週の真ん中水曜日の江原です。痛みの原因をしっかり理解している患者は、リハビリへ適切に取り組んでいるように感じます。原因がわからなくても慢性疼痛であることを理解し、運動療法を継続されている方も同様です。痛みに固執し、原因追求にこだわる方はリハビリの進行や症状の改善も停滞しがちなように思います。本日は痛みを正しく理解することの重要性について書きたいと思います。

 

痛みの教育(Pain Neuroscience Education)

慢性疼痛には認知情動面(破局的思考、運動恐怖など)の関与が指摘されています。患者にとっては痛みは耐え難く、得体が知れない恐ろしいものと感じやすいものです。

 

例えば腰痛であればレントゲンやMRIを見せながら、腰椎の変性・変形について説明をされることによりこの痛みは変形のせいに違いないと感じ、負荷をかけまいと活動を減らしてしまいます。

 

そのような誤った信念によって、さらに痛みが増悪したり改善しにくくなる悪循環に陥ります。慢性腰痛に推奨される治療に認知行動療法がありますが、近年はPain Neuroscience Educationが提唱されて痛みのリハビリテーションに提供されている報告を見るようになりました。

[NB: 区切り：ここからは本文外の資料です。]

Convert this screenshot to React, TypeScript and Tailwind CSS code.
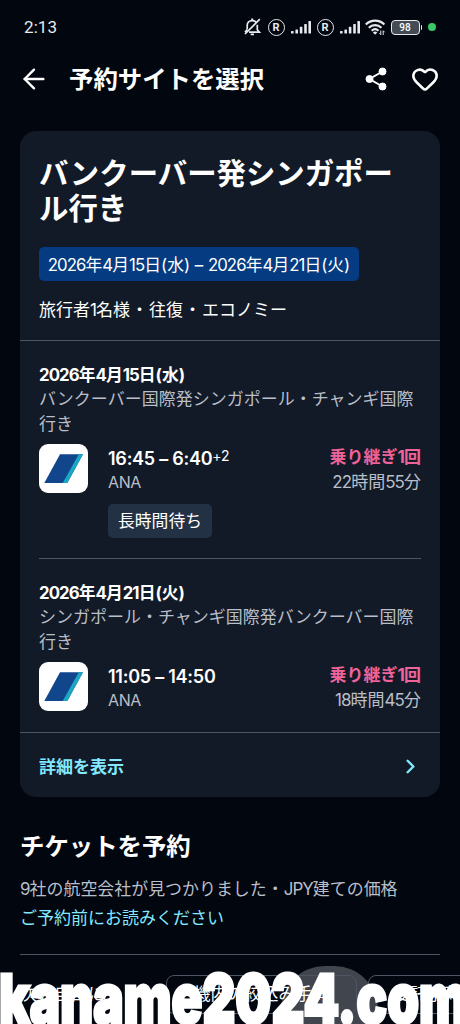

PNEは疼痛強度や機能障害、痛みの破局的思考、運動恐怖を軽減させること、全身の疼痛閾値を上昇させること、情動面に関する前帯状皮質をはじめとする脳活動の過興奮が減少することが報告されている。

参考文献より引用

痛みを正しく理解する援助で、痛みを修飾する心理社会的要因が改善させることができます。

 

誤った信念の修正と行動に関しては認知行動療法もありますが、深くこじれた痛みの信念に関しては専門家の指導が必要で、導入にはやや障壁が大きいと感じています。

 

神経系の理解

感作

脳機能

侵害刺激と痛みの違い

具体的な治療への理解

 

と痛みや慢性疼痛の特徴を理解させて、段階的に元々行っていた活動へ復帰させるのはリハビリのセラピストにも実施しやすいものと考えています。

 

変形性関節症のリハビリテーションにおける痛みの教育

今から10年以上前に変形性関節症のリハビリテーションアウトカムについて書かれたシステマティックレビューでは、教育、運動、減量は長期的に有効であり、費用対効果の高い第一選択治療法として支持されていると報告しています。

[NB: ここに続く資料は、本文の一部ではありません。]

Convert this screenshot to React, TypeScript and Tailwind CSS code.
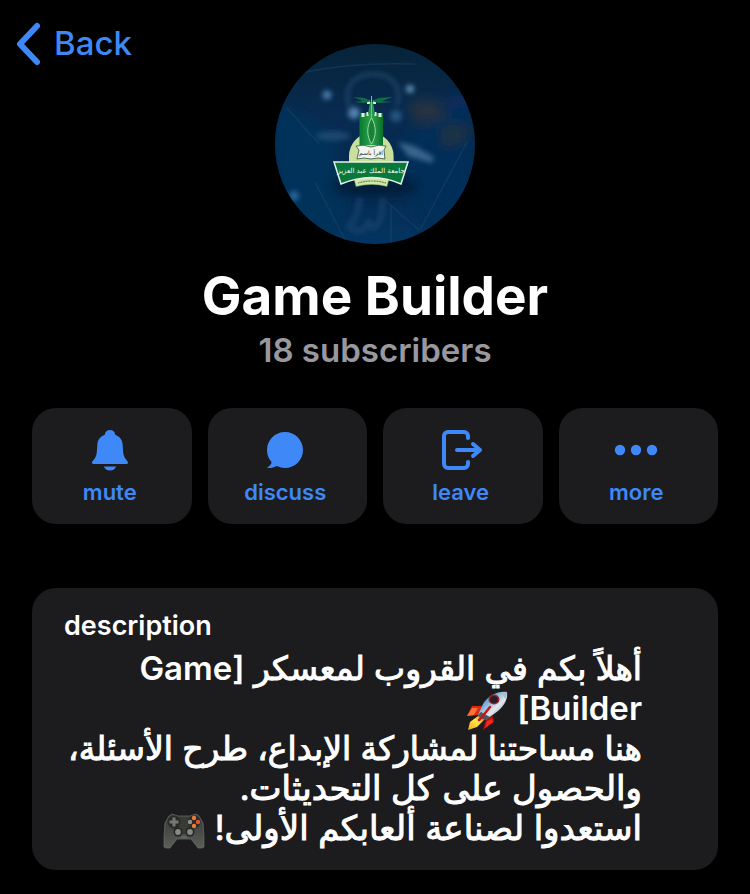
import type { ReactNode } from "react"

interface Action {
  label: string
  icon: ReactNode
}

function BellIcon() {
  return (
    <svg viewBox="0 0 44 44" className="size-11" fill="currentColor" aria-hidden="true">
      <path d="M22 2c-2.900 0-5 2-5.200 4.700C12 8.600 9.500 12 9.300 17L9 22c-.2 4.500-1 7.300-3.600 10.200-.9 1-1.400 1.700-1.400 2.300C4 35.500 4.800 36 6 36h32c1.200 0 2-.5 2-1.500 0-.6-.5-1.300-1.400-2.300C36 29.300 35.200 26.500 35 22l-.3-5c-.2-5-2.700-8.400-7.500-10.300C27 4 24.900 2 22 2Z" />
      <path d="M16 38.500h12c-.7 2.500-3 4-6 4s-5.300-1.500-6-4Z" />
    </svg>
  )
}

function ChatIcon() {
  return (
    <svg viewBox="0 0 44 44" className="size-11" fill="currentColor" aria-hidden="true">
      <path d="M22 4C12 4 4 12 4 22c0 5 1.700 8.800 4.600 12-.4 2.400-1.900 4.200-4 5.200-.5.300-.3.800.3.800 3.500.100 6.500-.6 9-2 2.500 1.300 5.200 2 8.100 2 10 0 18-8 18-18S32 4 22 4Z" />
    </svg>
  )
}

function LeaveIcon() {
  return (
    <svg
      viewBox="0 0 44 44"
      className="size-11"
      fill="none"
      stroke="currentColor"
      strokeWidth="4"
      strokeLinecap="round"
      strokeLinejoin="round"
      aria-hidden="true"
    >
      <path d="M29 10V8a4 4 0 0 0-4-4H9a4 4 0 0 0-4 4v28a4 4 0 0 0 4 4h16a4 4 0 0 0 4-4v-2" />
      <path d="M18 22h23M34 16l7 6-7 6" />
    </svg>
  )
}

function MoreIcon() {
  return (
    <svg viewBox="0 0 44 44" className="size-11" fill="currentColor" aria-hidden="true">
      <circle cx="6" cy="22" r="5.200" />
      <circle cx="22" cy="22" r="5.200" />
      <circle cx="38" cy="22" r="5.200" />
    </svg>
  )
}

const actions: Action[] = [
  { label: "mute", icon: <BellIcon /> },
  { label: "discuss", icon: <ChatIcon /> },
  { label: "leave", icon: <LeaveIcon /> },
  { label: "more", icon: <MoreIcon /> },
]

function Avatar() {
  return (
    <svg viewBox="0 0 200 200" className="size-[200px] rounded-full" role="img" aria-label="Game Builder">
      <defs>
        <linearGradient id="sky" x1="0" y1="0" x2="0" y2="1">
          <stop offset="0" stopColor="#062338" />
          <stop offset="0.35" stopColor="#082b50" />
          <stop offset="0.7" stopColor="#052a50" />
          <stop offset="1" stopColor="#033561" />
        </linearGradient>
        <linearGradient id="tower" x1="0" y1="0" x2="1" y2="0">
          <stop offset="0" stopColor="#087a30" />
          <stop offset="0.5" stopColor="#2fa64d" />
          <stop offset="1" stopColor="#07702a" />
        </linearGradient>
        <filter id="soft" x="-50%" y="-50%" width="200%" height="200%">
          <feGaussianBlur stdDeviation="2.500" />
        </filter>
        <filter id="softer" x="-50%" y="-50%" width="200%" height="200%">
          <feGaussianBlur stdDeviation="6" />
        </filter>
      </defs>
      <rect width="200" height="200" fill="url(#sky)" />

      {/* blurred background */}
      <g filter="url(#softer)">
        <path d="M0 60 60 90 70 190 0 180Z" fill="#06315a" />
        <path d="M120 100 190 60 200 150 150 190Z" fill="#052e58" />
        <ellipse cx="100" cy="142" rx="45" ry="10" fill="#031a38" />
        <path d="M132 62q16-12 32-4l8 16-30 6Z" fill="#253241" />
        <ellipse cx="182" cy="58" rx="13" ry="7" fill="#082c60" />
        <path d="m166 84 14-4 16 3-6 14-22 8Z" fill="#1c3142" />
      </g>
      <g filter="url(#soft)">
        <path d="M74 62c-6-20 6-32 24-32s30 12 24 32" fill="none" stroke="#1b4065" strokeWidth="4" />
        <circle cx="52" cy="51" r="4.500" fill="#4c7baa" />
        <circle cx="135" cy="45" r="4" fill="#5f8cb2" />
        <circle cx="79" cy="69" r="6" fill="#5182ae" />
        <circle cx="121" cy="72" r="6" fill="#27527f" />
        <circle cx="19" cy="152" r="5" fill="#29639a" />
        <ellipse cx="58" cy="92" rx="17" ry="5" fill="#1d466f" />
        <path d="m123 98 16 4 20 11-2 6-24-7Z" fill="#3a658c" />
        <path d="M85 154q-3 22-11 28 10 12 20-4 4 14 12-4l2-20" fill="none" stroke="#143f69" strokeWidth="5" />
      </g>
      <g stroke="#284b68" strokeWidth="1.500" opacity="0.4" fill="none">
        <path d="m12 64 32 36M40 138l30 58M192 98l-47 88M112 158l32 28M116 162v38M30 28q50-10 110-8" />
      </g>

      {/* university crest */}
      <path d="M74 118v-6a22.300 23 0 0 1 44.600 0v6Z" fill="#c9df9b" />
      <rect x="84.500" y="69" width="23.500" height="32" fill="url(#tower)" />
      <g fill="#dff2de">
        <path d="M86.500 69h3v4h-3zM91.500 68h2v4h-2zM99.500 68h2v4h-2zM103.500 69h3v4h-3z" />
        <rect x="92" y="56" width="3" height="4" />
        <rect x="98" y="56" width="3" height="4" />
      </g>
      <g fill="#116b45">
        <path d="m96.500 57-7-3-11-1 9 4-9 1 11 1Z" />
        <path d="m96.500 57 7-3 14-1-10 4 10 1-14 1Z" />
        <path d="M95 58h3l2 12h-7Z" fill="#2b9350" />
      </g>
      <path d="M96.500 52v23" stroke="#78bf83" strokeWidth="1" />
      <path d="M96.500 74c-5 8-5 18 0 26 5-8 5-18 0-26Z" fill="#168339" stroke="#9fd8a0" strokeWidth="1" />
      <path d="M81 102q8-2 15 1 8-3 15-1l-2 4 1 9q-7-2-14 0-7-2-14 0l2-9Z" fill="#f2f5ef" stroke="#536b57" strokeWidth="1" />
      <text x="96" y="111" textAnchor="middle" fontSize="6" fill="#273c2b" fontFamily="'DejaVu Sans', sans-serif">
        اقرأ باسم
      </text>
      <path d="M79 135q18-5 35 0l-2 7.500q-15-4-31 0Z" fill="#d2e6a6" stroke="#6d985e" strokeWidth="0.500" />
      <path d="M83 139q14-4 28 0" stroke="#537743" strokeWidth="1.200" strokeDasharray="1 0.600" fill="none" />
      <path d="M59 118h74l-7 22q-29-13-60 0Z" fill="#08783b" stroke="#e5f4e8" strokeWidth="1.500" />
      <text x="96" y="129" textAnchor="middle" fontSize="7" fill="#f2fff5" fontFamily="'DejaVu Sans', sans-serif">
        جامعة الملك عبد العزيز
      </text>
    </svg>
  )
}

function Rocket() {
  return (
    <svg viewBox="0 0 42 40" className="-my-2 inline-block h-10 w-[42px] align-middle" role="img" aria-label="rocket">
      <defs>
        <linearGradient id="hull" x1="0" y1="0" x2="1" y2="1">
          <stop offset="0" stopColor="#3e82bd" />
          <stop offset="0.350" stopColor="#79afd8" />
          <stop offset="0.600" stopColor="#e3e8ee" />
          <stop offset="1" stopColor="#677481" />
        </linearGradient>
        <linearGradient id="flame" x1="1" y1="0" x2="0" y2="1">
          <stop offset="0" stopColor="#f07a13" />
          <stop offset="0.450" stopColor="#ffe64c" />
          <stop offset="1" stopColor="#f4a914" />
        </linearGradient>
      </defs>
      <path d="m16 15-10 0-5 10 12-1Z" fill="#d92914" />
      <path d="m12 17-6 0-5 8 7-1Z" fill="#ff7038" />
      <path d="m27 25 1 6-11 8 3-11Z" fill="#b80e12" />
      <path d="m26 28 1 3-8 6 2-7Z" fill="#f02a1f" />
      <path d="m12 25-8 6-2 8 9-3 8-8Z" fill="url(#flame)" />
      <path d="M41 1C31 0 22 5 17 13l-5 11 3 3 6 1 11-8C39 14 42 7 41 1Z" fill="url(#hull)" />
      <path d="m12 24 3 4 6 1 3-3-9-5Z" fill="#55555d" />
      <path d="m24 16-8 10-3 3" stroke="#c71818" strokeWidth="2.500" strokeLinecap="round" />
      <ellipse cx="28" cy="8.500" rx="5.500" ry="5" fill="#a51d24" />
      <ellipse cx="28" cy="8.500" rx="3.900" ry="3.500" fill="#24202a" />
      <path d="M35 2q4-1 6-1 0 4-2 7-1-4-4-6Z" fill="#a9bdca" />
    </svg>
  )
}

function Gamepad() {
  return (
    <svg viewBox="0 0 42 36" className="-my-2 inline-block h-9 w-[42px] align-middle" role="img" aria-label="game controller">
      <defs>
        <linearGradient id="pad" x1="0" y1="0" x2="0" y2="1">
          <stop offset="0" stopColor="#3b3c3a" />
          <stop offset="0.500" stopColor="#484a47" />
          <stop offset="1" stopColor="#5c5e5a" />
        </linearGradient>
      </defs>
      <path d="m6 3 3-2 6 2h12l6-2 3 2 4 7 1 14v10l-2 1h-4l-7-9H14l-7 9H3l-2-1V24l1-14Z" fill="url(#pad)" stroke="#6d6f6a" strokeWidth="0.700" />
      <path d="M12 4h18l4 7-4 10H12L8 11Z" fill="#393b39" />
      <circle cx="11" cy="9" r="6.500" fill="#292b28" />
      <path d="M9.500 4.500h3v3h3v3h-3v3h-3v-3h-3v-3h3Z" fill="#767972" />
      <circle cx="31" cy="9" r="6.500" fill="#292b28" />
      <circle cx="31" cy="5" r="2.200" fill="#f07a39" />
      <circle cx="35" cy="9" r="2.200" fill="#e75528" />
      <circle cx="31" cy="13" r="2.200" fill="#f07a39" />
      <circle cx="27" cy="9" r="2.200" fill="#92918a" />
      <circle cx="15" cy="19" r="4.500" fill="#242622" />
      <circle cx="27" cy="19" r="4.500" fill="#242622" />
      <circle cx="15" cy="19" r="2.900" fill="#858a84" />
      <circle cx="27" cy="19" r="2.900" fill="#858a84" />
      <path d="M18 24h6" stroke="#777a73" />
    </svg>
  )
}

export default function App() {
  return (
    <main className="min-h-screen bg-black px-8 pb-6 font-['Inter','DejaVu_Sans',sans-serif] text-white">
      <header className="grid grid-cols-[1fr_auto_1fr] items-start">
        <a href="#back" className="-ml-4 mt-5 flex h-12 items-center gap-3 text-[33px] font-medium text-[#3e88f7]">
          <svg viewBox="0 0 26 44" className="h-11 w-[26px]" fill="none" stroke="currentColor" strokeWidth="6" strokeLinecap="round" strokeLinejoin="round" aria-hidden="true">
            <path d="M21 4 4 22l17 18" />
          </svg>
          Back
        </a>
        <div className="pt-11">
          <Avatar />
        </div>
      </header>

      <h1 className="mt-5 text-center text-[53px] leading-16 font-bold">Game Builder</h1>
      <p className="mt-0.5 text-center text-[33px] leading-10 font-semibold text-[#98989e]">18 subscribers</p>

      <div className="mt-[38px] grid grid-cols-4 gap-4">
        {actions.map((action) => (
          <button
            key={action.label}
            type="button"
            className="flex h-[116px] flex-col items-center rounded-3xl bg-[#1c1c1e] pt-5 pr-1 text-[#3e88f7]"
          >
            {action.icon}
            <span className="mt-1 text-[22px] leading-8 font-semibold">{action.label}</span>
          </button>
        ))}
      </div>

      <section className="mt-16 rounded-3xl bg-[#1c1c1e] px-8 pt-5 pb-[22px]">
        <h2 className="mb-1 text-[27px] leading-9 font-semibold">description</h2>
        <div dir="rtl" className="pr-11 text-[33px] leading-10 whitespace-nowrap [-webkit-text-stroke:1px_white]">
          <p>
            أهلاً بكم في القروب لمعسكر{" "}
            <span className="font-semibold [-webkit-text-stroke:0]">
              [Game
              <br />
              Builder]
            </span>{" "}
            <Rocket />
          </p>
          <p>هنا مساحتنا لمشاركة الإبداع، طرح الأسئلة،</p>
          <div className="text-[34px]">
            <p>والحصول على كل التحديثات.</p>
            <p>
              استعدوا لصناعة ألعابكم الأولى! <Gamepad />
            </p>
          </div>
        </div>
      </section>
    </main>
  )
}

・参加者の多くがOAの原因について困惑し、痛みが改善される可能性があると聞き驚いていた。

・運動や減量が有効であることは認めつつも、激しい運動が(OAの)原因となりうると考えている。

・一方で適度な運動が有効であることを受け入れることは困難であると考えている

・鎮痛剤への依存に対する恐れ、膝関節注射に関する情報への誤解も見受けられた。

参考文献より抜粋

変形性関節症も3つの痛みのメカニズム、侵害受容性疼痛、神経障害性疼痛、痛覚変調性疼痛が混在していると報告される疾患であります。骨棘、関節裂隙、滑膜、骨病変、靭帯などの骨関節要因や、神経障害性疼痛、中枢性/末梢性感作が指摘されています。

 

上記引用にもあるように、これまでに行われてきた『軟骨がすり減っているから』『骨が飛び出ているから』という侵害受容性疼痛に限局したような説明は破局的志向や運動恐怖を高めてしまうかもしれません。

 

変形性膝関節症の痛みも患者説明をしっかりと行い、治療やリハビリテーションの利益を受けられる可能性が高まります。